In the wake of the European debt crisis beginning in 2010, Marc Botenga began to become more involved in European politics, participating in actions of political support for Greece. In 2016, he became the political advisor of the European GUE/NGL parliamentary group. He is a member of the Committee on Industry, Research and Energy and the delegation to the ACP-EU Joint Parliamentary Assembly.

Member of the European Parliament
Marc Botenga has been a Member of the European Parliament since the 2019 elections with the GUE/NGL group. He has since been serving as member on the Committee on Industry, Research and Energy and the Delegation to the ACP-EU Joint Parliamentary Assembly. He supports the European Citizens' Initiative Right to Cure.

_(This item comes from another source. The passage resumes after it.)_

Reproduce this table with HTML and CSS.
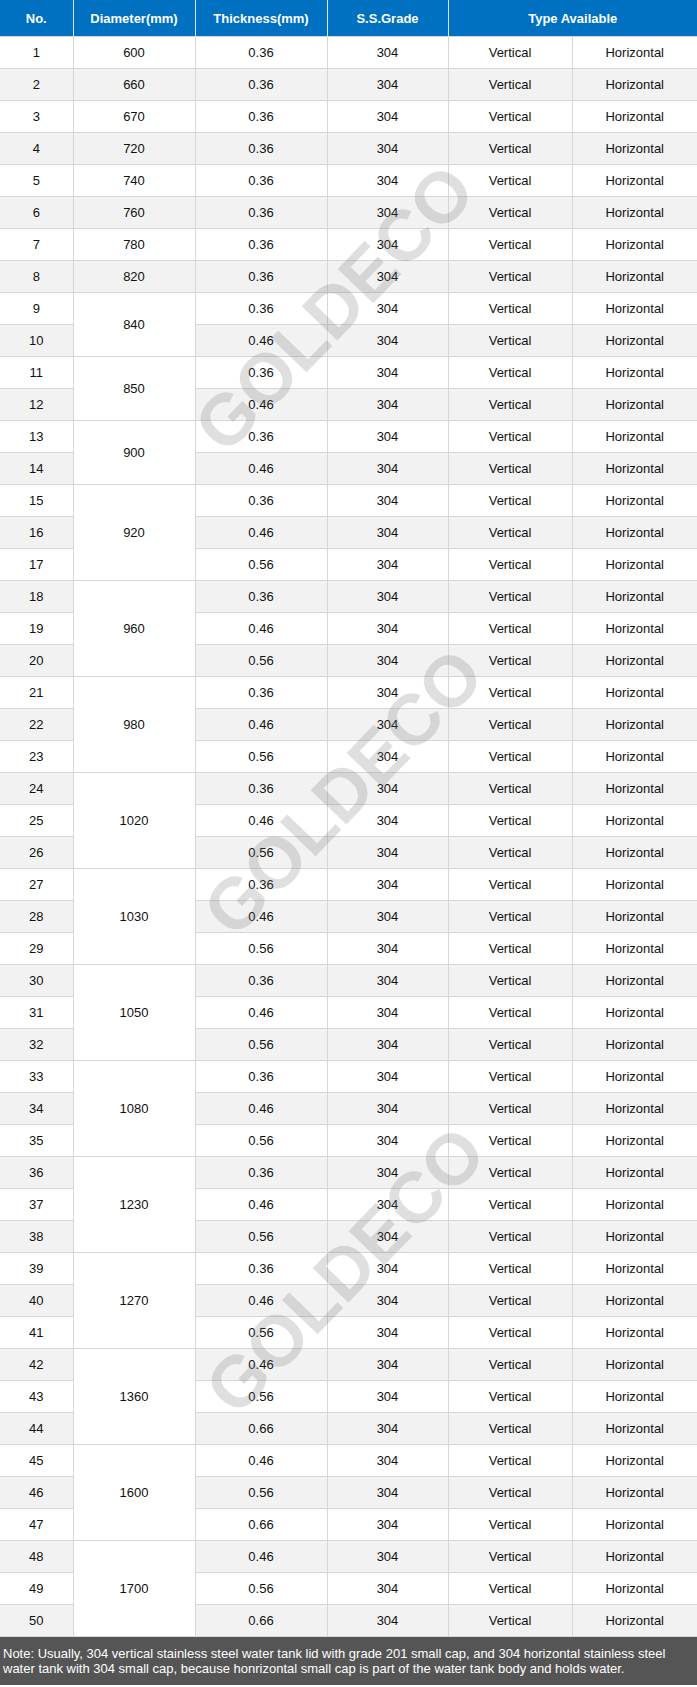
FILE: index.html
```html
<!DOCTYPE html>
<html>
<head>
<meta charset="utf-8">
<title>Stainless Steel Water Tank Specifications</title>
<link rel="stylesheet" href="styles.css">
</head>
<body>
<div class="sheet">
  <table class="spec">
    <colgroup>
      <col class="c-no"><col class="c-dia"><col class="c-thk"><col class="c-grade"><col class="c-v"><col class="c-h">
    </colgroup>
    <thead>
      <tr><th>No.</th><th>Diameter(mm)</th><th>Thickness(mm)</th><th>S.S.Grade</th><th colspan="2">Type Available</th></tr>
    </thead>
    <tbody>
      <tr><td>1</td><td>600</td><td>0.36</td><td>304</td><td>Vertical</td><td>Horizontal</td></tr>
      <tr class="alt"><td>2</td><td>660</td><td>0.36</td><td>304</td><td>Vertical</td><td>Horizontal</td></tr>
      <tr><td>3</td><td>670</td><td>0.36</td><td>304</td><td>Vertical</td><td>Horizontal</td></tr>
      <tr class="alt"><td>4</td><td>720</td><td>0.36</td><td>304</td><td>Vertical</td><td>Horizontal</td></tr>
      <tr><td>5</td><td>740</td><td>0.36</td><td>304</td><td>Vertical</td><td>Horizontal</td></tr>
      <tr class="alt"><td>6</td><td>760</td><td>0.36</td><td>304</td><td>Vertical</td><td>Horizontal</td></tr>
      <tr><td>7</td><td>780</td><td>0.36</td><td>304</td><td>Vertical</td><td>Horizontal</td></tr>
      <tr class="alt"><td>8</td><td>820</td><td>0.36</td><td>304</td><td>Vertical</td><td>Horizontal</td></tr>
      <tr><td>9</td><td class="merge" rowspan="2">840</td><td>0.36</td><td>304</td><td>Vertical</td><td>Horizontal</td></tr>
      <tr class="alt"><td>10</td><td>0.46</td><td>304</td><td>Vertical</td><td>Horizontal</td></tr>
      <tr><td>11</td><td class="merge" rowspan="2">850</td><td>0.36</td><td>304</td><td>Vertical</td><td>Horizontal</td></tr>
      <tr class="alt"><td>12</td><td>0.46</td><td>304</td><td>Vertical</td><td>Horizontal</td></tr>
      <tr><td>13</td><td class="merge" rowspan="2">900</td><td>0.36</td><td>304</td><td>Vertical</td><td>Horizontal</td></tr>
      <tr class="alt"><td>14</td><td>0.46</td><td>304</td><td>Vertical</td><td>Horizontal</td></tr>
      <tr><td>15</td><td class="merge" rowspan="3">920</td><td>0.36</td><td>304</td><td>Vertical</td><td>Horizontal</td></tr>
      <tr class="alt"><td>16</td><td>0.46</td><td>304</td><td>Vertical</td><td>Horizontal</td></tr>
      <tr><td>17</td><td>0.56</td><td>304</td><td>Vertical</td><td>Horizontal</td></tr>
      <tr class="alt"><td>18</td><td class="merge" rowspan="3">960</td><td>0.36</td><td>304</td><td>Vertical</td><td>Horizontal</td></tr>
      <tr><td>19</td><td>0.46</td><td>304</td><td>Vertical</td><td>Horizontal</td></tr>
      <tr class="alt"><td>20</td><td>0.56</td><td>304</td><td>Vertical</td><td>Horizontal</td></tr>
      <tr><td>21</td><td class="merge" rowspan="3">980</td><td>0.36</td><td>304</td><td>Vertical</td><td>Horizontal</td></tr>
      <tr class="alt"><td>22</td><td>0.46</td><td>304</td><td>Vertical</td><td>Horizontal</td></tr>
      <tr><td>23</td><td>0.56</td><td>304</td><td>Vertical</td><td>Horizontal</td></tr>
      <tr class="alt"><td>24</td><td class="merge" rowspan="3">1020</td><td>0.36</td><td>304</td><td>Vertical</td><td>Horizontal</td></tr>
      <tr><td>25</td><td>0.46</td><td>304</td><td>Vertical</td><td>Horizontal</td></tr>
      <tr class="alt"><td>26</td><td>0.56</td><td>304</td><td>Vertical</td><td>Horizontal</td></tr>
      <tr><td>27</td><td class="merge" rowspan="3">1030</td><td>0.36</td><td>304</td><td>Vertical</td><td>Horizontal</td></tr>
      <tr class="alt"><td>28</td><td>0.46</td><td>304</td><td>Vertical</td><td>Horizontal</td></tr>
      <tr><td>29</td><td>0.56</td><td>304</td><td>Vertical</td><td>Horizontal</td></tr>
      <tr class="alt"><td>30</td><td class="merge" rowspan="3">1050</td><td>0.36</td><td>304</td><td>Vertical</td><td>Horizontal</td></tr>
      <tr><td>31</td><td>0.46</td><td>304</td><td>Vertical</td><td>Horizontal</td></tr>
      <tr class="alt"><td>32</td><td>0.56</td><td>304</td><td>Vertical</td><td>Horizontal</td></tr>
      <tr><td>33</td><td class="merge" rowspan="3">1080</td><td>0.36</td><td>304</td><td>Vertical</td><td>Horizontal</td></tr>
      <tr class="alt"><td>34</td><td>0.46</td><td>304</td><td>Vertical</td><td>Horizontal</td></tr>
      <tr><td>35</td><td>0.56</td><td>304</td><td>Vertical</td><td>Horizontal</td></tr>
      <tr class="alt"><td>36</td><td class="merge" rowspan="3">1230</td><td>0.36</td><td>304</td><td>Vertical</td><td>Horizontal</td></tr>
      <tr><td>37</td><td>0.46</td><td>304</td><td>Vertical</td><td>Horizontal</td></tr>
      <tr class="alt"><td>38</td><td>0.56</td><td>304</td><td>Vertical</td><td>Horizontal</td></tr>
      <tr><td>39</td><td class="merge" rowspan="3">1270</td><td>0.36</td><td>304</td><td>Vertical</td><td>Horizontal</td></tr>
      <tr class="alt"><td>40</td><td>0.46</td><td>304</td><td>Vertical</td><td>Horizontal</td></tr>
      <tr><td>41</td><td>0.56</td><td>304</td><td>Vertical</td><td>Horizontal</td></tr>
      <tr class="alt"><td>42</td><td class="merge" rowspan="3">1360</td><td>0.46</td><td>304</td><td>Vertical</td><td>Horizontal</td></tr>
      <tr><td>43</td><td>0.56</td><td>304</td><td>Vertical</td><td>Horizontal</td></tr>
      <tr class="alt"><td>44</td><td>0.66</td><td>304</td><td>Vertical</td><td>Horizontal</td></tr>
      <tr><td>45</td><td class="merge" rowspan="3">1600</td><td>0.46</td><td>304</td><td>Vertical</td><td>Horizontal</td></tr>
      <tr class="alt"><td>46</td><td>0.56</td><td>304</td><td>Vertical</td><td>Horizontal</td></tr>
      <tr><td>47</td><td>0.66</td><td>304</td><td>Vertical</td><td>Horizontal</td></tr>
      <tr class="alt"><td>48</td><td class="merge" rowspan="3">1700</td><td>0.46</td><td>304</td><td>Vertical</td><td>Horizontal</td></tr>
      <tr><td>49</td><td>0.56</td><td>304</td><td>Vertical</td><td>Horizontal</td></tr>
      <tr class="alt"><td>50</td><td>0.66</td><td>304</td><td>Vertical</td><td>Horizontal</td></tr>
    </tbody>
  </table>
  <p class="note">Note: Usually, 304 vertical stainless steel water tank lid with grade 201 small cap, and 304 horizontal stainless steel water tank with 304 small cap, because honrizontal small cap is part of the water tank body and holds water.</p>
  <span class="watermark wm-1">GOLDECO</span>
  <span class="watermark wm-2">GOLDECO</span>
  <span class="watermark wm-3">GOLDECO</span>
</div>
</body>
</html>
```
FILE: styles.css
```css
html, body {
  margin: 0;
  padding: 0;
  background: #ffffff;
}

.sheet {
  position: relative;
  width: 697px;
  overflow: hidden;
  font-family: "Liberation Sans", Arial, sans-serif;
  font-size: 13px;
  color: #111111;
}

.spec {
  width: 697px;
  border-collapse: collapse;
  table-layout: fixed;
}

.c-no { width: 73px; }
.c-dia { width: 122px; }
.c-thk { width: 132px; }
.c-grade { width: 121px; }
.c-v { width: 124px; }
.c-h { width: 125px; }

.spec th {
  height: 36px;
  padding: 0;
  background: #0070c0;
  color: #ffffff;
  font-weight: bold;
  font-size: 13px;
  text-align: center;
  border-left: 1px solid #d8e6f2;
  border-right: 1px solid #d8e6f2;
}

.spec th:first-child { border-left: none; }
.spec th:last-child { border-right: none; }

.spec td {
  height: 31px;
  padding: 0;
  text-align: center;
  background: #ffffff;
  border: 1px solid #d6d6d6;
}

.spec td:first-child { border-left: none; }
.spec td:last-child { border-right: none; }

.spec tr.alt td {
  background: #f2f2f2;
}

.spec tr.alt td.merge,
.spec td.merge {
  background: #ffffff;
}

.note {
  margin: 0;
  padding: 9px 4px 9px 3px;
  background: #555555;
  color: #ffffff;
  font-size: 13px;
  line-height: 15px;
}

.watermark {
  position: absolute;
  font-family: "Liberation Sans", Arial, sans-serif;
  font-weight: bold;
  font-size: 72px;
  line-height: 1;
  color: rgba(110, 110, 110, 0.22);
  transform: translate(-50%, -50%) rotate(-46deg);
  white-space: nowrap;
  pointer-events: none;
}

.wm-1 { left: 334px; top: 308px; }
.wm-2 { left: 343px; top: 792px; }
.wm-3 { left: 345px; top: 1270px; }
```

On 15 September 2022, Botenga voted against condemning President Daniel Ortega of Nicaragua for human rights violations, in particular the arrest of Bishop Rolando Álvarez. 

After the 2022 Russian invasion of Ukraine, Botenga partook in peace demonstrations and actions, condemned the invasion and called for diplomatic resolution. On 24 November 2022, he voted against a resolution condemning the Russian Federation as a state sponsor of terrorism.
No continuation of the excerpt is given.